Le Figaro, no. 19221
Le Figaro Économie, lundi 22 mai 2006, p. 30
DÉCRYPTAGE
IDEES POUR DEMAIN
La fuite des cerveaux peut être une chance pour l'Afrique
Sixtine LEON DUFOUR
BLUFF OU PAS, le président sénégalais, Abdulaye Wade, affirmait récemment vouloir ramener les études de médecine au Sénégal de sept à cinq ans : « parce ce que ainsi la France ne pourra plus nous voler nos médecins ». Une réponse à l'immigration « choisie » prônée par le ministre de l'Intérieur, Nicolas Sarkozy.
C'est à ce thème que s'est intéressé CAPafrique (Centre d'analyses et de proposition pour l'Afrique), un think-tank parrainé, entre autres, par Claude Bébéar de l'Institut Montaigne et spécialisé sur les questions africaines.
En insistant sur le fait que le secteur de la santé est particulièrement touché par la fuite des cerveaux, « pourtant d'une importance décisive en matière de développement », écrivent Matthieu Loitron et Michaël Cheylan. A cet égard, l'OMS (Organisation mondiale de la santé) précise que dans sa grande majorité, le continent n'atteint pas le taux recommandé de 1 médecin pour 5 000 habitants (il y en a 1 pour 300 en France). Probablement parce qu'un quart des médecins formés sur le continent travaille aujourd'hui dans l'OCDE...
HEC à Dakar
Ne dit-on pas, en effet, qu'il y a plus de médecins éthiopiens à Chicago qu'en Afrique ou de médecins béninois en France qu'au Bénin ?
Evidemment, si le « pillage des talents » continuait, le Continent s'en trouverait encore plus déstabilisé.
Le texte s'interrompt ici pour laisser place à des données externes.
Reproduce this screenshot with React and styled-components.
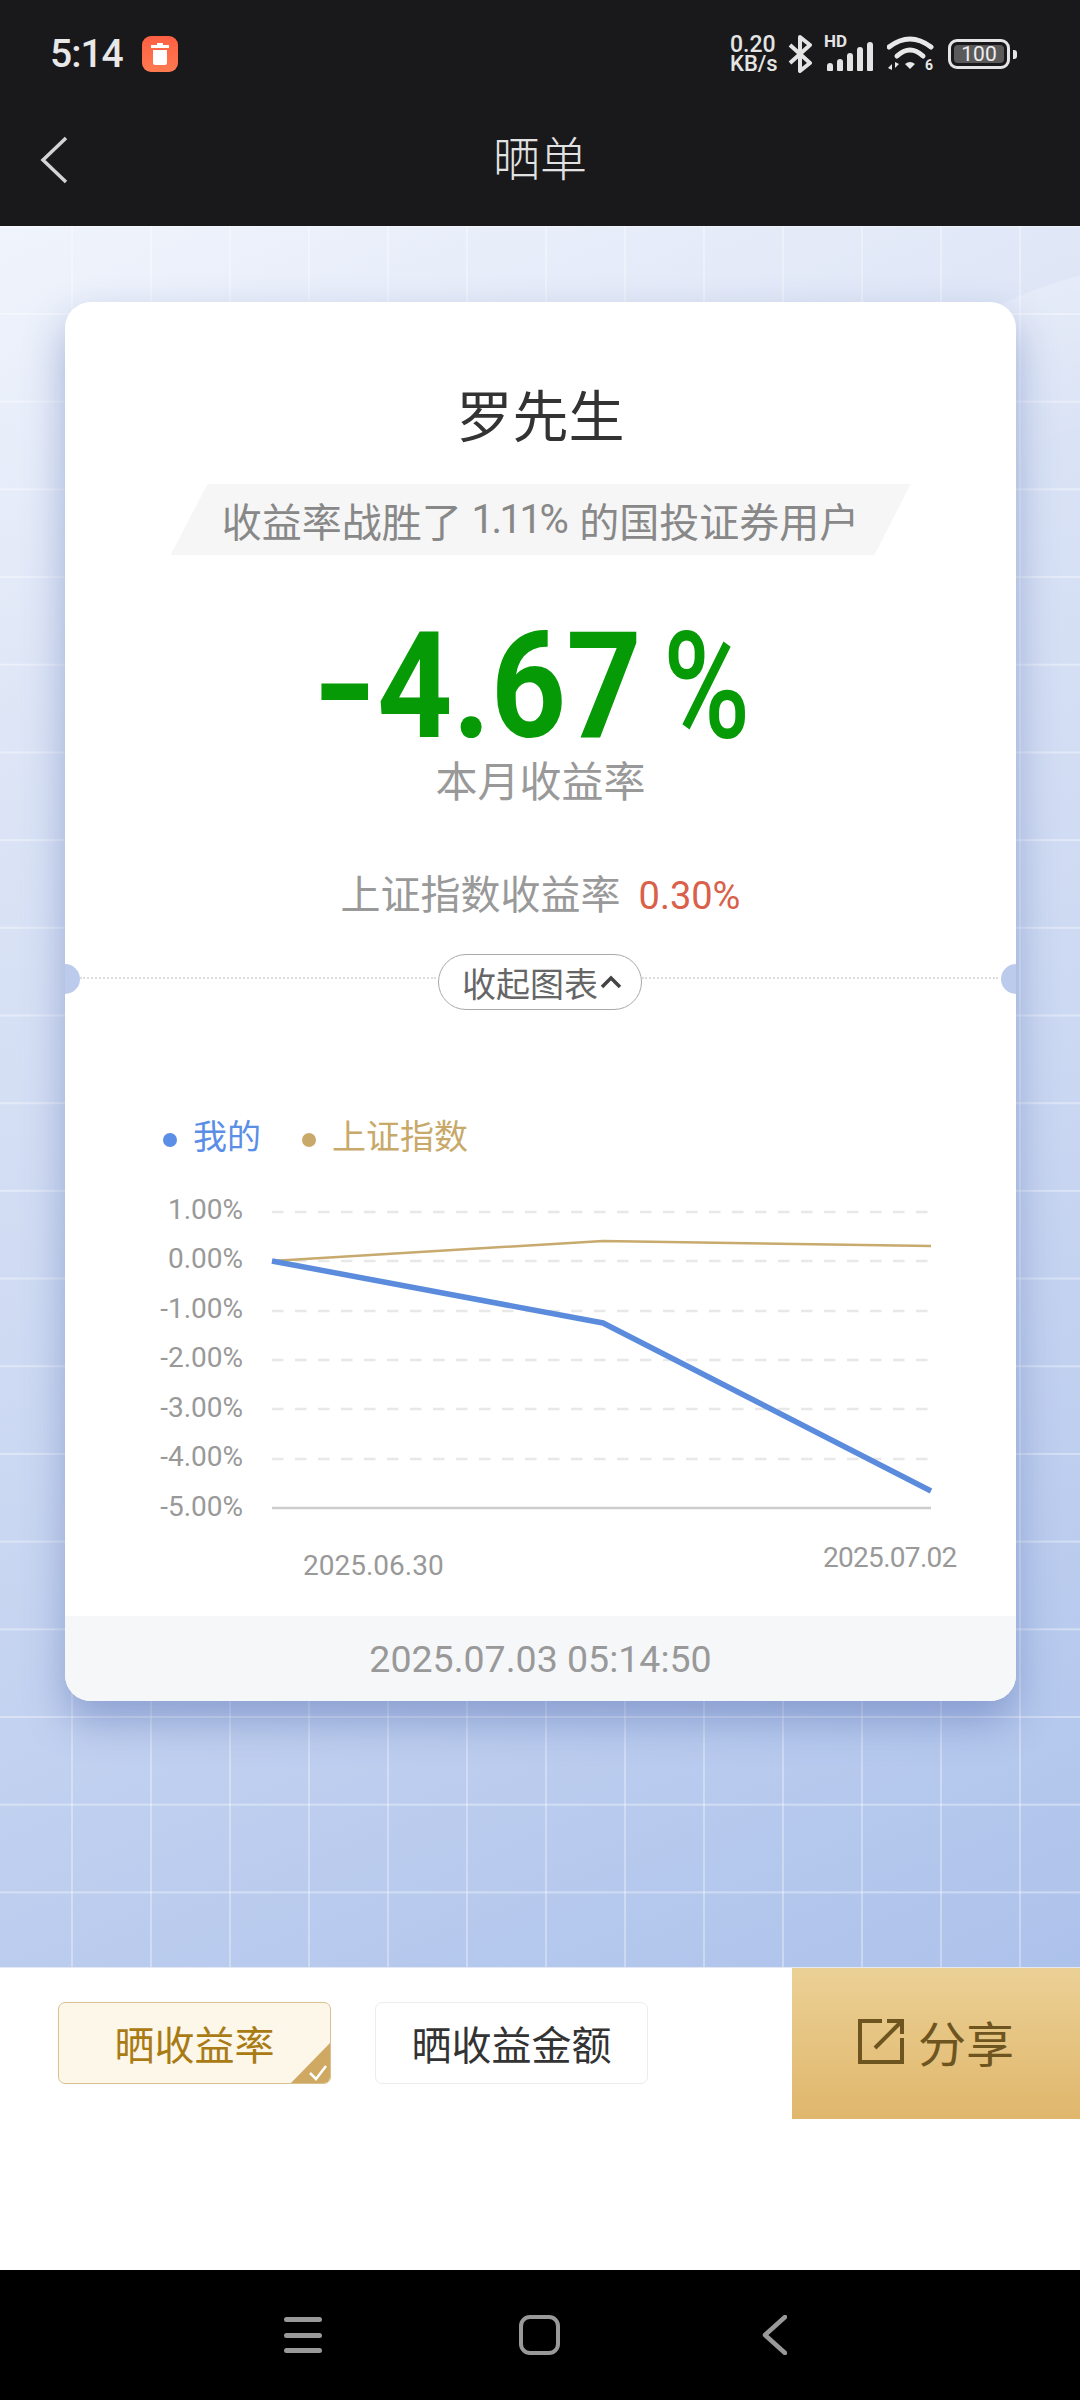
import styled, { createGlobalStyle } from "styled-components";

const GlobalStyle = createGlobalStyle`
  html, body {
    margin: 0;
    padding: 0;
    background: #fff;
  }
  body {
    font-family: Roboto, "Noto Sans CJK SC", sans-serif;
  }
`

const Page = styled.div`
  width: 1080px;
  height: 2400px;
  display: flex;
  flex-direction: column;
  overflow: hidden;
`

/* ---------- top bars ---------- */
const TopArea = styled.header`
  height: 226px;
  background: #19191b;
  flex-shrink: 0;
`
const StatusBar = styled.div`
  height: 108px;
  padding: 0 63px 0 50px;
  display: flex;
  align-items: center;
  justify-content: space-between;
`
const StatusLeft = styled.div`
  display: flex;
  align-items: center;
  gap: 19px;
`
const Clock = styled.span`
  font-size: 39px;
  font-weight: 500;
  color: #e8e8e8;
  letter-spacing: -1px;
`
const AppBadge = styled.span`
  width: 36px;
  height: 36px;
  border-radius: 9px;
  background: linear-gradient(180deg, #ff5f43, #ff7a4f);
  display: flex;
  align-items: center;
  justify-content: center;
`
const StatusRight = styled.div`
  display: flex;
  align-items: center;
`
const NetSpeed = styled.div`
  display: flex;
  flex-direction: column;
  align-items: flex-start;
  width: 58px;
  color: #e4e4e4;
  font-weight: 500;
  font-size: 23px;
  line-height: 19px;
  small {
    font-size: 22px;
    font-weight: 500;
  }
`
const SignalWrap = styled.div`
  position: relative;
  margin: 0 14px 0 15px;
  width: 46px;
  height: 34px;
  display: flex;
  align-items: flex-end;
  gap: 4px;
`
const HdTag = styled.span`
  position: absolute;
  left: -3px;
  top: -6px;
  font-size: 17px;
  font-weight: 700;
  color: #e4e4e4;
`
const SignalBar = styled.i`
  display: block;
  width: 6px;
  height: ${(p) => p.$h}px;
  background: #e4e4e4;
  border-radius: 3px 3px 1px 1px;
`
const Battery = styled.div`
  margin-left: 13px;
  display: flex;
  align-items: center;
  gap: 3px;
`
const BatteryShell = styled.div`
  width: 62px;
  height: 30px;
  box-sizing: border-box;
  border: 3px solid #e4e4e4;
  border-radius: 9px;
  padding: 3px;
  display: flex;
`
const BatteryFill = styled.span`
  flex: 1;
  background: #5a5a5a;
  border-radius: 4px;
  color: #eee;
  font-size: 21px;
  line-height: 18px;
  text-align: center;
`
const BatteryNub = styled.i`
  display: block;
  width: 4px;
  height: 9px;
  border-radius: 0 3px 3px 0;
  background: #e4e4e4;
`
const NavBar = styled.div`
  position: relative;
  height: 118px;
  display: flex;
  align-items: flex-start;
  justify-content: center;
`
const BackBtn = styled.svg`
  position: absolute;
  left: 40px;
  top: 28px;
`
const NavTitle = styled.h1`
  margin: 0;
  padding-top: 21px;
  font-size: 47px;
  line-height: 62px;
  font-weight: 300;
  color: #e2e2e2;
`

/* ---------- grid backdrop + card ---------- */
const Hero = styled.section`
  flex: 1;
  padding: 76px 64px 0 65px;
  background-color: #cfdbf3;
  background-image:
    linear-gradient(90deg, rgba(255, 255, 255, 0.32) 2px, transparent 2px),
    linear-gradient(180deg, rgba(255, 255, 255, 0.36) 2px, transparent 2px),
    radial-gradient(circle 439px at 1190px 474px, transparent 65%, rgba(255, 255, 255, 0.22) 99.7%, transparent 100%),
    linear-gradient(158deg, #f0f4fc 0%, #dde5f6 24%, #cbd8f2 58%, #adc2eb 100%);
  background-size: 79px 100%, 100% 87.7px, 100% 400px, 100% 100%;
  background-position: 71px 0, 0 87px, 0 0, 0 0;
  background-repeat: repeat, repeat, no-repeat, no-repeat;
`
const Card = styled.article`
  position: relative;
  height: 1399px;
  background: #fff;
  border-radius: 26px;
  box-shadow: 0 20px 40px rgba(82, 106, 176, 0.48);
  display: flex;
  flex-direction: column;
  align-items: center;
`
const Name = styled.h2`
  margin: 84px 0 0;
  font-size: 56px;
  line-height: 64px;
  font-weight: 400;
  color: #333;
`
const Slogan = styled.div`
  margin-top: 34px;
  width: 740px;
  height: 71px;
  background: #f6f6f6;
  clip-path: polygon(37px 0, 100% 0, 704px 100%, 0 100%);
  display: flex;
  align-items: center;
  justify-content: center;
  font-size: 40px;
  color: #888;
  white-space: pre;
`
const TightNum = styled.span`
  letter-spacing: -2.5px;
  margin-right: 3px;
`
const BigValue = styled.div`
  margin-top: 72px;
  height: 120px;
  display: flex;
  align-items: flex-start;
  line-height: 120px;
  font-size: 148px;
  color: #069a06;
`
/* the sign, figures and percent are squeezed or stretched on their own to get the narrow numeric look */
const BigPart = styled.span`
  display: block;
  width: ${(p) => p.$w}px;
  font-weight: ${(p) => p.$weight};
  transform: scaleX(${(p) => p.$scale});
  transform-origin: left center;
`
const ValueLabel = styled.div`
  margin-top: 11px;
  font-size: 42px;
  line-height: 50px;
  color: #999;
`
const Compare = styled.div`
  margin-top: 63px;
  display: flex;
  align-items: center;
  gap: 18px;
  font-size: 40px;
  line-height: 50px;
  color: #999;
`
const CompareValue = styled.span`
  font-size: 38px;
  color: #d9604a;
`
const Divider = styled.div`
  align-self: stretch;
  margin-top: 33px;
  height: 56px;
  padding: 0 18px 0 15px;
  display: flex;
  align-items: flex-start;
`
const DashLine = styled.i`
  flex: 1;
  margin-top: 23px;
  border-top: 2px dotted #ddd;
`
const Notch = styled.i`
  position: absolute;
  top: 662px;
  ${(p) => (p.$side === "left" ? "left: 0; border-radius: 0 15px 15px 0;" : "right: 0; border-radius: 15px 0 0 15px;")}
  width: 15px;
  height: 30px;
  background: #bccbeb;
`
const FoldBtn = styled.button`
  width: 204px;
  height: 56px;
  margin-left: 2px;
  box-sizing: border-box;
  border: 1px solid #aaa;
  border-radius: 28px;
  background: #fff;
  padding: 0 0 0 4px;
  display: flex;
  align-items: center;
  justify-content: center;
  gap: 2px;
  font-family: inherit;
  font-size: 34px;
  color: #666;
`
const Legend = styled.div`
  align-self: flex-start;
  margin: 107px 0 0 98px;
  display: flex;
  gap: 41px;
  font-size: 34px;
  line-height: 40px;
`
const LegendItem = styled.span`
  display: flex;
  align-items: center;
  gap: 16px;
  color: ${(p) => p.$color};
  &::before {
    content: "";
    width: 14px;
    height: 14px;
    margin-top: 5px;
    border-radius: 50%;
    background: ${(p) => p.$color};
  }
`
const Chart = styled.svg`
  display: block;
  margin-top: 23px;
  text {
    font-family: Roboto, sans-serif;
    font-size: 28px;
    fill: #999;
  }
`
const CardFooter = styled.div`
  align-self: stretch;
  margin-top: auto;
  height: 85px;
  border-radius: 0 0 26px 26px;
  background: #f6f7f9;
  display: flex;
  align-items: center;
  justify-content: center;
  font-size: 37.5px;
  color: #999;
`

/* ---------- bottom actions ---------- */
const ActionBar = styled.div`
  height: 303px;
  flex-shrink: 0;
  background: #fff;
  border-top: 1px solid #e3e8f3;
  box-sizing: border-box;
  display: flex;
  align-items: flex-start;
  padding-left: 58px;
`
const Toggle = styled.button`
  position: relative;
  margin: 34px 44px 0 0;
  width: 273px;
  height: 82px;
  box-sizing: border-box;
  border: 1px solid ${(p) => (p.$active ? "#d9c08e" : "#ececec")};
  border-radius: 7px;
  background: ${(p) => (p.$active ? "#fdf7ea" : "#fff")};
  color: ${(p) => (p.$active ? "#a97b14" : "#333")};
  font-family: inherit;
  font-size: 40px;
  overflow: hidden;
  padding: 0;
`
const CornerTick = styled.svg`
  position: absolute;
  right: -1px;
  bottom: -1px;
`
const ShareBtn = styled.button`
  margin-left: auto;
  width: 288px;
  height: 151px;
  border: 0;
  padding: 0 0 6px;
  background: linear-gradient(180deg, #ebd095, #e0b76c);
  display: flex;
  align-items: center;
  justify-content: center;
  gap: 14px;
  font-family: inherit;
  font-size: 48px;
  color: #6e5520;
`

/* ---------- system nav ---------- */
const SystemNav = styled.nav`
  height: 130px;
  flex-shrink: 0;
  background: #000;
  display: flex;
  justify-content: center;
  align-items: flex-start;
  gap: 197px;
  padding: 45px 9px 0 0;
  box-sizing: border-box;
`
const NavBack = styled.svg`
  margin-left: 5px;
`

const axis = ["1.00%", "0.00%", "-1.00%", "-2.00%", "-3.00%", "-4.00%"];

const App = () => {
  return (
    <Page>
      <GlobalStyle />
      <TopArea>
        <StatusBar>
          <StatusLeft>
            <Clock>5:14</Clock>
            <AppBadge>
              <svg width="22" height="22" viewBox="0 0 22 22" fill="#fff">
                <path d="M8 0h6v2h6v3H2V2h6z" />
                <path d="M4 7h14v13a2 2 0 0 1-2 2H6a2 2 0 0 1-2-2z" />
              </svg>
            </AppBadge>
          </StatusLeft>
          <StatusRight>
            <NetSpeed>
              <span>0.20</span>
              <small>KB/s</small>
            </NetSpeed>
            <svg width="24" height="38" viewBox="0 0 24 38" fill="none" stroke="#e4e4e4" strokeWidth="4" strokeLinejoin="round">
              <path d="M2 10 22 28 12 36V2l10 8L2 28" />
            </svg>
            <SignalWrap>
              <HdTag>HD</HdTag>
              {[8, 12, 18, 24, 29].map((h) => <SignalBar key={h} $h={h} />)}
            </SignalWrap>
            <svg width="48" height="40" viewBox="0 -2 48 40" fill="none" stroke="#e8e8e8">
              <path d="M2 11Q23-5 44 11" strokeWidth="5" strokeLinecap="round" />
              <path d="M10 20Q23 8 36 20" strokeWidth="5" strokeLinecap="round" />
              <path d="M18 28q5-4 10 0l-5 5z" fill="#e8e8e8" stroke="none" />
              <path d="M5 34v-6l-4 4zM8 26v6l4-4z" fill="#e8e8e8" stroke="none" />
              <text x="38" y="34" fontSize="14" fontWeight="700" fill="#e8e8e8" stroke="none" fontFamily="Roboto">6</text>
            </svg>
            <Battery>
              <BatteryShell>
                <BatteryFill>100</BatteryFill>
              </BatteryShell>
              <BatteryNub />
            </Battery>
          </StatusRight>
        </StatusBar>
        <NavBar>
          <BackBtn width="28" height="48" viewBox="0 0 28 48" fill="none" stroke="#d4d4d4" strokeWidth="3.5">
            <path d="M26 2 3 24l23 22" />
          </BackBtn>
          <NavTitle>晒单</NavTitle>
        </NavBar>
      </TopArea>

      <Hero>
        <Card>
          <Name>罗先生</Name>
          <Slogan>
            收益率战胜了 <TightNum>1.11%</TightNum> 的国投证券用户
          </Slogan>
          <BigValue>
            <BigPart $w={65} $weight={700} $scale={1.14}>-</BigPart>
            <BigPart $w={286} $weight={700} $scale={0.89}>4.67</BigPart>
            <BigPart $w={106} $weight={500} $scale={0.8}>%</BigPart>
          </BigValue>
          <ValueLabel>本月收益率</ValueLabel>
          <Compare>
            上证指数收益率
            <CompareValue>0.30%</CompareValue>
          </Compare>
          <Notch $side="left" />
          <Notch $side="right" />
          <Divider>
            <DashLine />
            <FoldBtn>
              收起图表
              <svg width="22" height="14" viewBox="0 0 22 14" fill="none" stroke="#444" strokeWidth="3.5">
                <path d="M2 12 11 3l9 9" />
              </svg>
            </FoldBtn>
            <DashLine />
          </Divider>
          <Legend>
            <LegendItem $color="#5b8ee6">我的</LegendItem>
            <LegendItem $color="#c8a96a">上证指数</LegendItem>
          </Legend>
          {/* viewBox runs in page coordinates so the series read as plotted */}
          <Chart width="951" height="420" viewBox="65 1180 951 420">
            {[1212, 1261, 1311, 1360, 1409, 1459].map((y) => (
              <line key={y} x1="272" x2="931" y1={y} y2={y} stroke="#e8e8e8" strokeWidth="2.5" strokeDasharray="11.5 11.5" />
            ))}
            <line x1="272" x2="931" y1="1508" y2="1508" stroke="#ccc" strokeWidth="2.5" />
            {axis.map((label, idx) => (
              <text key={label} x="243" y={1219 + idx * 49.4} textAnchor="end">{label}</text>
            ))}
            <text x="243" y="1516" textAnchor="end">-5.00%</text>
            <polyline points="272,1261 603,1241 931,1246" fill="none" stroke="#c8a96e" strokeWidth="2.5" />
            <polyline points="272,1261 603,1323 931,1491" fill="none" stroke="#5b8bdc" strokeWidth="5.5" />
            <text x="303" y="1575">2025.06.30</text>
            <text x="823" y="1567" letterSpacing="-0.7">2025.07.02</text>
          </Chart>
          <CardFooter>2025.07.03 05:14:50</CardFooter>
        </Card>
      </Hero>

      <ActionBar>
        <Toggle $active>
          晒收益率
          <CornerTick width="41" height="42" viewBox="0 0 41 42">
            <path d="M41 0v42H0z" fill="#cfa862" />
            <path d="M20 31l6 6 10-13" fill="none" stroke="#fff" strokeWidth="2.5" />
          </CornerTick>
        </Toggle>
        <Toggle>晒收益金额</Toggle>
        <ShareBtn>
          <svg width="46" height="46" viewBox="0 0 46 46" fill="none" stroke="#6e5520" strokeWidth="4">
            <path d="M24 3H2v41h42V20" />
            <path d="M17 30 42 5M29 3h15v13" />
          </svg>
          分享
        </ShareBtn>
      </ActionBar>

      <SystemNav>
        <svg width="38" height="40" viewBox="0 0 38 40" fill="#999">
          <rect y="2" width="38" height="5" rx="2.5" />
          <rect y="18" width="38" height="5" rx="2.5" />
          <rect y="33" width="38" height="5" rx="2.5" />
        </svg>
        <svg width="41" height="40" viewBox="0 0 41 40" fill="none" stroke="#999" strokeWidth="4">
          <rect x="2" y="2" width="37" height="36" rx="9" />
        </svg>
        <NavBack width="25" height="40" viewBox="0 0 25 40" fill="none" stroke="#999" strokeWidth="4.5" strokeLinecap="round" strokeLinejoin="round">
          <path d="M23 2 3 20l20 18" />
        </NavBack>
      </SystemNav>
    </Page>
  )
}

export default App;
Mais CAPafrique veut, aussi, y voir un levier pour le développement. « Les pays africains peuvent tirer de grands bénéfices du fait que leurs chercheurs, ingénieurs ou médecins se forment et travaillent de concert avec des spécialistes des pays du Nord », poursuit Matthieu Loitron. « C'est un atout et même, dans certains cas, une nécessité. » A une condition : que ces séjours au Nord d'un diplômé du Sud, servent in fine la cause du développement.
Pour ce faire, il importe que les établissements supérieurs français jouent un rôle clé dans la formation d'élites africaines en France « mais aussi en Afrique », à l'instar « d'HEC qui vient de s'implanter à Dakar. » Ensuite que les lois sur l'immigration soient ainsi faites qu'elles ne « suscitent plus la peur panique de ne pas pouvoir revenir en Europe en cas de retour temporaire au pays. »
Et enfin, de concentrer l'Aide publique au développement vers les secteurs qui pâtissent le plus de la fuite des cerveaux. Et non plus au financement d'hypothétiques projets pseudo-culturels, comme cela a été trop souvent vu.
Encadré(s) :
CAPafrique
- CAPafrique (Centre d'Analyse et de Proposition pour l'Afrique), parrainé par Claude Bébéar, président-fondateur de l'Institut Montaigne, est un think-tank qui réunit aujourd'hui une dizaine de chercheurs. Ils veulent notamment promouvoir et renouveler la réflexion sur l'Afrique et améliorer l'efficacité des politiques publiques sur ce sujet.